Nintendo entre sur scène

La création de Monolith Soft a été en partie rendue possible grâce à la bénévolence de Masaya Nakamura, le fondateur de Namco. Mais lorsque l’entreprise a fusionné avec Bandai et que le fondateur a pris sa retraite, Monolith Soft avait le sentiment de ne plus goûter à la liberté qui leur était chère. On peut notamment le voir dans le fait que l’hexalogie prévue à l’origine soit devenue une trilogie. C’est à ce moment que Nintendo a commencé à se rapprocher du studio, jusqu’à en acquérir la majorité des parts (80%) en avril 2007. Bandai Namco est resté possesseur de 16% des parts, et a vu l’opération comme un bon moyen de se rapprocher du créateur de console japonais.

Du côté du développeur, la situation s’est tout à coup améliorée. Nintendo a tout simplement choisi de leur laisser le temps qu’il leur fallait pour développer leur vision, sans interférence. Une seule contrainte : celle budgétaire. Et Tetsuya Takahashi a choisi de le vivre comme un défi. Désormais, outre le fait de mettre en avant de jeunes développeurs, Monolith Soft a fait de sa culture d’entreprise l’idée de réussir à créer de larges mondes intéressants… même sur un budget limité.

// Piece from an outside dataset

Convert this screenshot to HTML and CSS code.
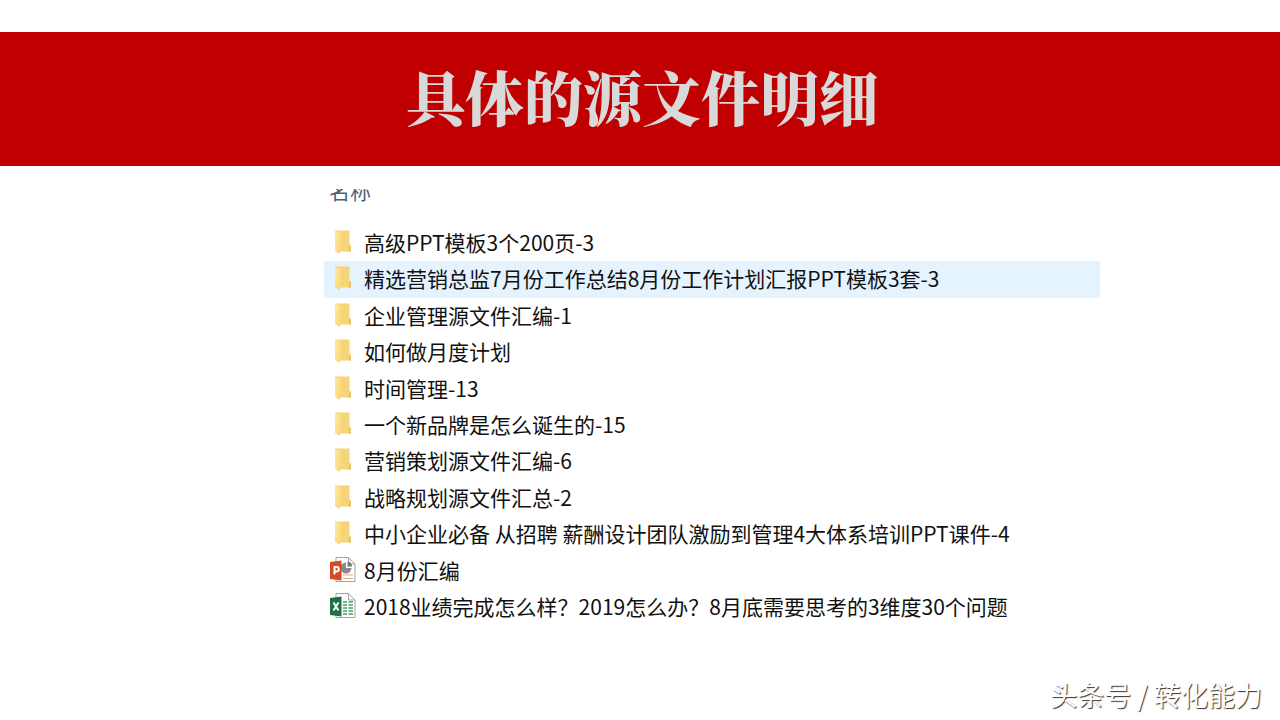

Ce changement de philosophie ne va pas à l’encontre de sa volonté de faire briller les jeunes développeurs, bien au contraire : il met en avant leur savoir-faire et leur professionnalisme. Après des années à subir les tribulations allant avec les partenariats, le créateur Tetsuya Takahashi est maintenant en place de réaliser à l’exacte ses attentes. Et tout cela s’est cristallisé dans Xenoblade Chronicles. Voilà qui rend le JRPG d’autant plus spécial.